Christian Charles (“Comedian”) directs the adults to outsized performances, perhaps with pseudo-impressionistic aims, and the teens (or 20-year-olds impersonating teens) to relatively naturalistic portrayals. The pacing and editing are leisurely to a fault.

The film isn’t entirely empty; there are funny moments and the veteran supporting players shamelessly cart away their scenes. Craig Kilborn amuses as the wrecked guidance counselor who starts Sam on his mendacious spree by advising him that “Winners always lie and liars always win.” Teri Polo (“Meet the Parents”) is entertaining as the teacher every boy has a crush on, who is driven out of her gourd with lust by Sam’s magical falsehoods.

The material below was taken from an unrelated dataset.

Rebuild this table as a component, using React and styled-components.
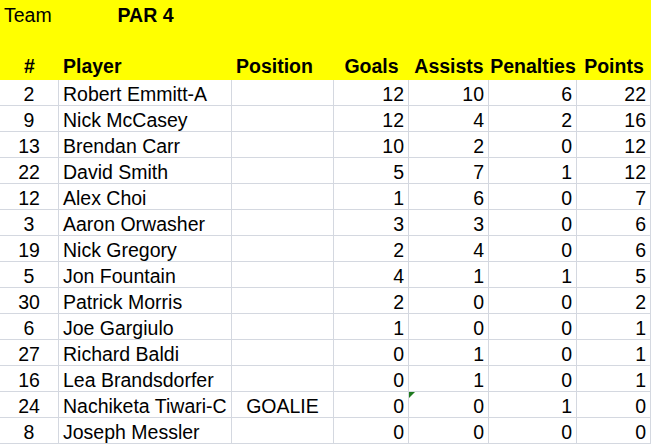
import React from "react";
import styled, { createGlobalStyle } from "styled-components";

const Global = createGlobalStyle`
  html, body { margin: 0; padding: 0; background: #ffffff; }
  body { font-family: "Liberation Sans", Arial, sans-serif; color: #000; }
`;

const COLS = "59px 173px 102px 75px 80px 88px 74px";

const Sheet = styled.div`
  width: 652px;
  height: 448px;
  overflow: hidden;
  background: #fff;
`;

const Banner = styled.div`
  display: grid;
  grid-template-columns: ${COLS};
  grid-template-rows: 26px 27px 27px;
  width: 651px;
  background: #ffff00;
`;

const BannerCell = styled.div`
  display: flex;
  align-items: flex-end;
  justify-content: ${(p) => (p.$align === "center" ? "center" : p.$align === "right" ? "flex-end" : "flex-start")};
  padding: 0 4px ${(p) => (p.$pb ? p.$pb : 0)}px 4px;
  font-size: 19.5px;
  line-height: 22px;
  font-weight: ${(p) => (p.$bold ? 700 : 400)};
  white-space: nowrap;
  grid-column: ${(p) => p.$span || "auto"};
`;

const Body = styled.div`
  display: grid;
  grid-template-columns: ${COLS};
  grid-auto-rows: 26px;
  width: 651px;
`;

const Cell = styled.div`
  position: relative;
  display: flex;
  align-items: flex-end;
  justify-content: ${(p) => (p.$align === "center" ? "center" : p.$align === "right" ? "flex-end" : "flex-start")};
  padding: 0 4px;
  border-right: 1px solid #d4d8e0;
  border-bottom: 1px solid #d4d8e0;
  font-size: 19.5px;
  line-height: 22px;
  white-space: nowrap;
  overflow: visible;
`;

const ErrorFlag = styled.span`
  position: absolute;
  left: 0;
  top: 0;
  width: 0;
  height: 0;
  border-top: 6px solid #1f7a1f;
  border-right: 6px solid transparent;
`;

const players = [
  ["2", "Robert Emmitt-A", "", 12, 10, 6, 22],
  ["9", "Nick McCasey", "", 12, 4, 2, 16],
  ["13", "Brendan Carr", "", 10, 2, 0, 12],
  ["22", "David Smith", "", 5, 7, 1, 12],
  ["12", "Alex Choi", "", 1, 6, 0, 7],
  ["3", "Aaron Orwasher", "", 3, 3, 0, 6],
  ["19", "Nick Gregory", "", 2, 4, 0, 6],
  ["5", "Jon Fountain", "", 4, 1, 1, 5],
  ["30", "Patrick Morris", "", 2, 0, 0, 2],
  ["6", "Joe Gargiulo", "", 1, 0, 0, 1],
  ["27", "Richard Baldi", "", 0, 1, 0, 1],
  ["16", "Lea Brandsdorfer", "", 0, 1, 0, 1],
  ["24", "Nachiketa Tiwari-C", "GOALIE", 0, 0, 1, 0, true],
  ["8", "Joseph Messler", "", 0, 0, 0, 0],
];

export default function App() {
  return (
    <Sheet>
      <Global />
      <Banner>
        <BannerCell>Team</BannerCell>
        <BannerCell $bold $align="center">PAR 4</BannerCell>
        <BannerCell $span="3 / 8" />
        <BannerCell $span="1 / 8" />
        <BannerCell $bold $align="center" $pb={3}>#</BannerCell>
        <BannerCell $bold $pb={3}>Player</BannerCell>
        <BannerCell $bold $pb={3}>Position</BannerCell>
        <BannerCell $bold $align="center" $pb={3}>Goals</BannerCell>
        <BannerCell $bold $align="center" $pb={3}>Assists</BannerCell>
        <BannerCell $bold $align="center" $pb={3}>Penalties</BannerCell>
        <BannerCell $bold $align="center" $pb={3}>Points</BannerCell>
      </Banner>
      <Body>
        {players.map(([num, name, pos, g, a, pen, pts, flag]) => (
          <React.Fragment key={num + name}>
            <Cell $align="center">{num}</Cell>
            <Cell>{name}</Cell>
            <Cell $align="center">{pos}</Cell>
            <Cell $align="right">{g}</Cell>
            <Cell $align="right">
              {flag && <ErrorFlag />}
              {a}
            </Cell>
            <Cell $align="right">{pen}</Cell>
            <Cell $align="right">{pts}</Cell>
          </React.Fragment>
        ))}
      </Body>
    </Sheet>
  );
}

The diminutive Pinkston is likable and adept at physical comedy but tends to overplay the lying. Kate Mara (“We Are Marshall”) is well cast as the obviously-right-for-Sam girl, but the eternal question remains: Why would she be interested in this insecure, dishonest, disloyal construct of a kid?

There are no real consequences for Sam’s prevarications; in fact, he gets to be BMOC for a while and also gets the girl. How much more interesting would the film have been if something unexpected happened -- say, something awful and dark resulted from all the fun he had? But that would transcend the genre.

Whatever this movie’s “Full” of, it’s not at all fresh.

“Full of It.” MPAA rating: PG-13 for sexual content, drug references, teen partying and crude humor. Running time: 1 hour, 32 minutes. In general release.